The question, however, is whether the benefits of this Capitol-organized tour of the province justify its cost. The supposed “snacks” served to the large flock of tourists by the host municipalities were actually full meals, usually with a litson baboy (roasted pig) beside the biko (cooked glutinous rice mixed with caramelized coconut milk and sugar) or the puto-maya (glutinous rice cooked in coconut milk), the fried kamote (local sweet potato) or linung-ag saging (boiled banana), green or ripe. The colorful cultural presentations obviously required special costumes, sets and props. This is not to mention the human-resource outlay necessary for setting up everything.
Yet the participating local government units do not seem to mind the cost of their preparations. They view the expenditures as investment – not cost – and do not expect to recover it right away. They look forward to the long-term benefits that the undertaking will hopefully yield for them.

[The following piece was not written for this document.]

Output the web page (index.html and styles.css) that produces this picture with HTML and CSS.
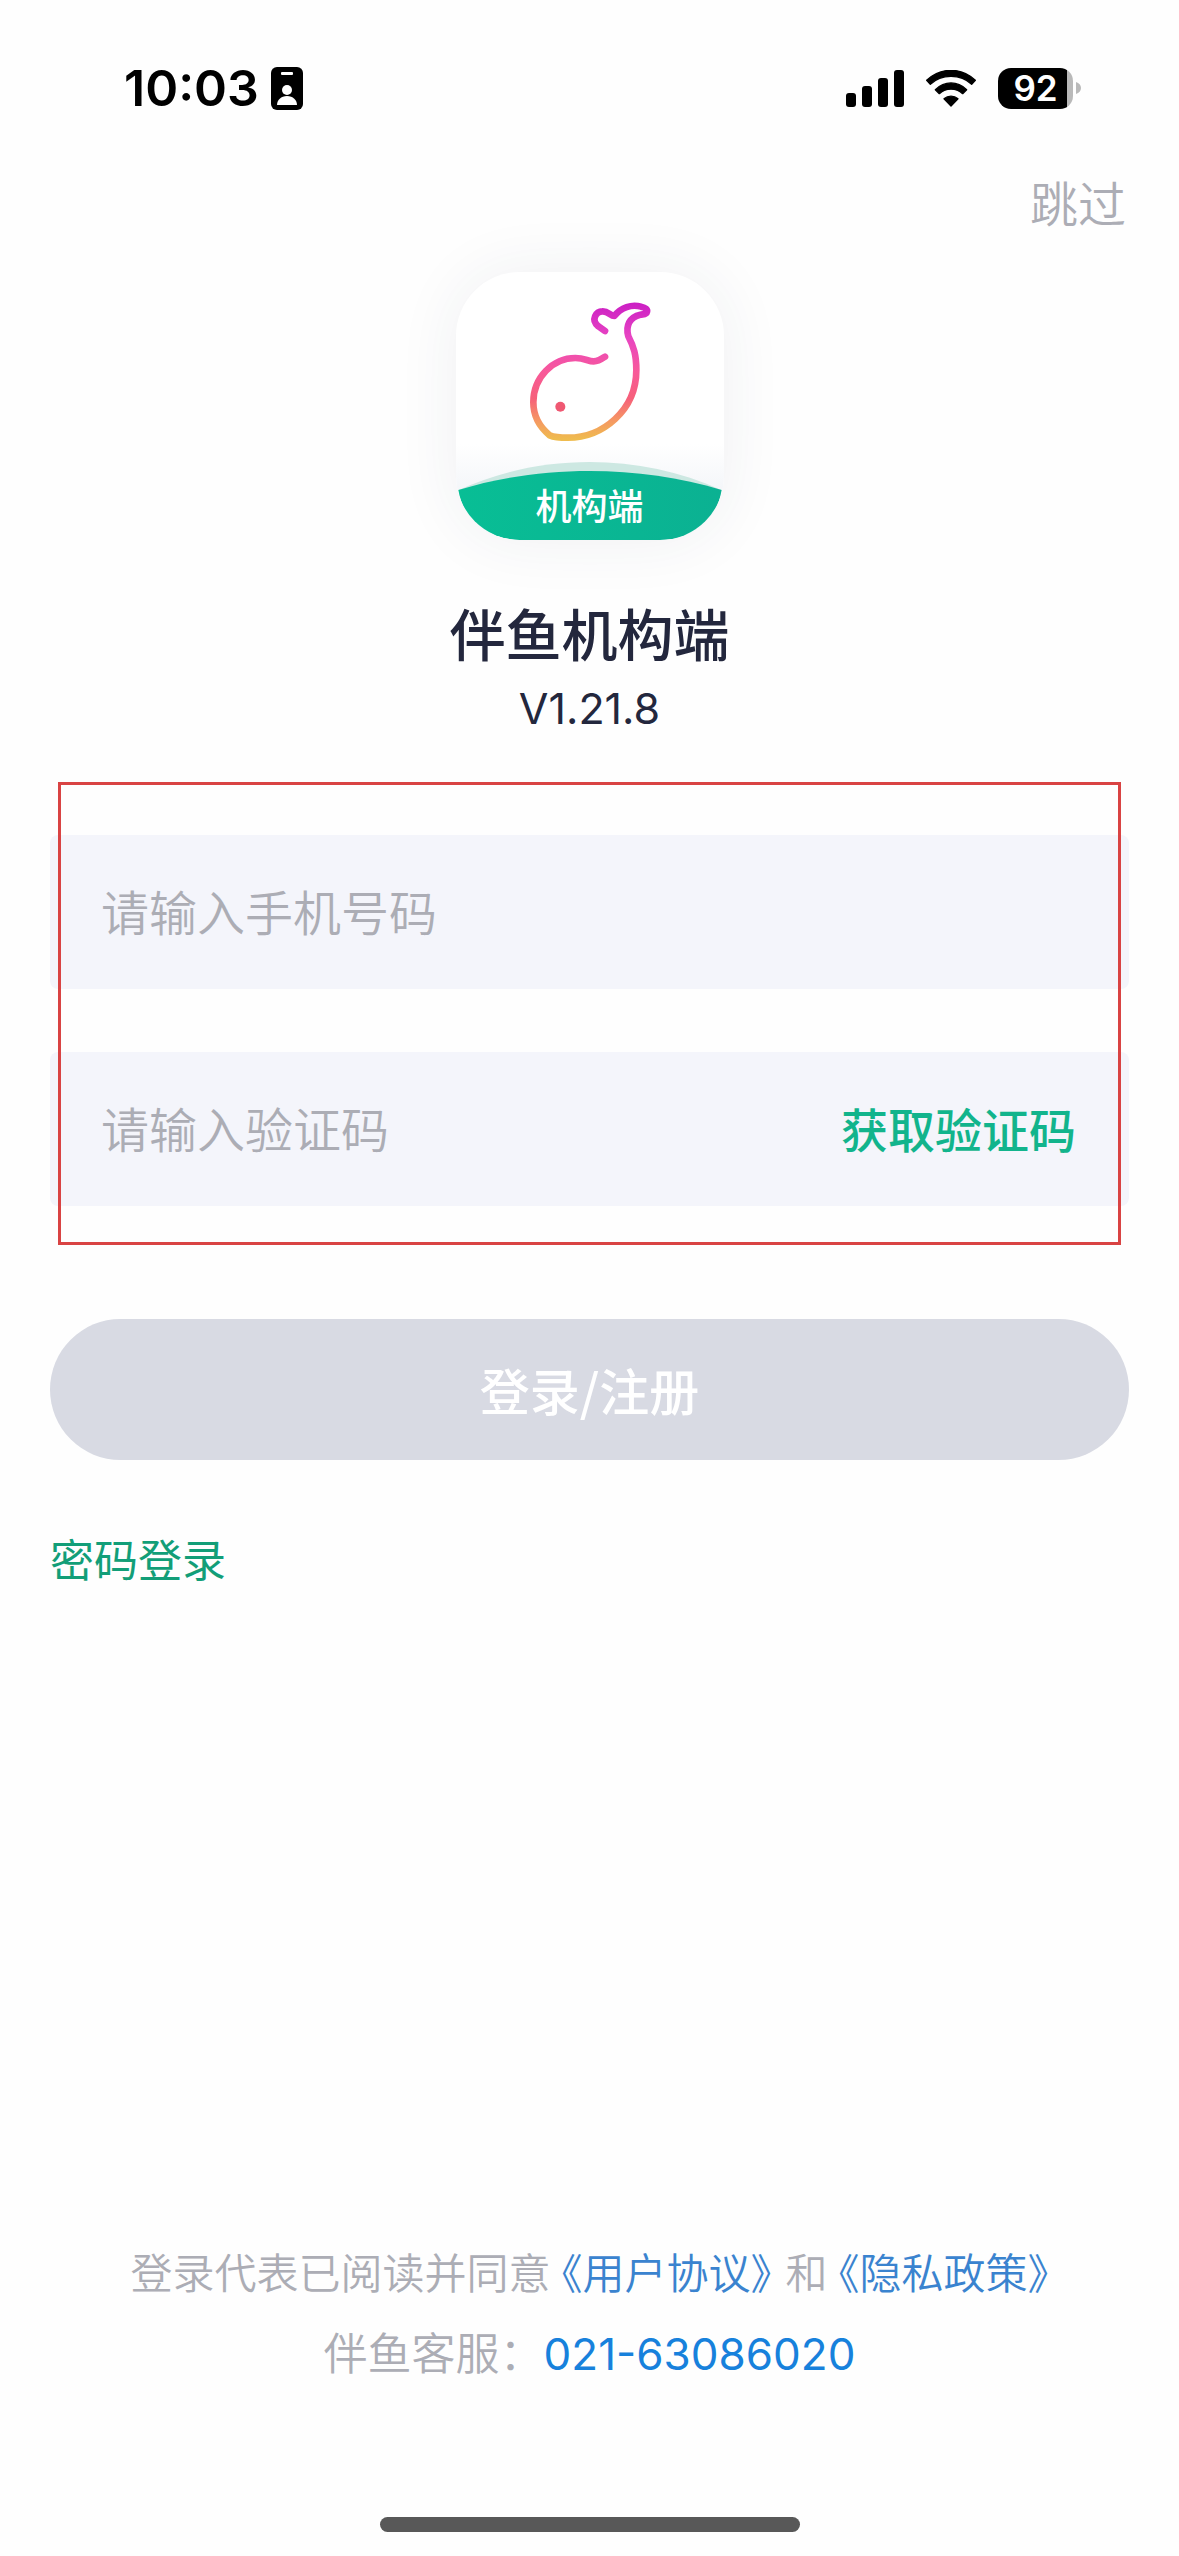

These over-the-weekend trips look like a brilliant concept. It’s highly affordable, in terms of both money and time. There’s a lot to see and discover. The business-minded is sure to think up feasible business ideas fit for the different places along the way. And a lot to learn, too. Any budding politico will certainly learn a few useful techniques just by observing Gwen Garcia’s winning public demeanor in the course of the tour. For the ordinary chap, there are many things to delight in.
These values for the tourist are true with any place in Cebu where the Suroy-Suroy goes. But, if I may recommend, the north is a good place to consider by anyone planning a short trip, to get away from the hustle and bustle of city life, to expand one’s horizons, to find new opportunities, to relax and recharge worn spirits.
Look to the north! Whether you wish to go on your own or join the Suroy-Suroy, you’ll be amazed at what the northern towns have to offer. The Cebu north is not yet so widely known to tourists, except perhaps for the beaches of Bantayan island. This means you won’t have to stand in a long queue.
Suroy-Suroy Sugbo’s Northern Escapade has let me rediscover my own side of the province. But, unfortunately, Gwen Garcia still remains an enigma to me.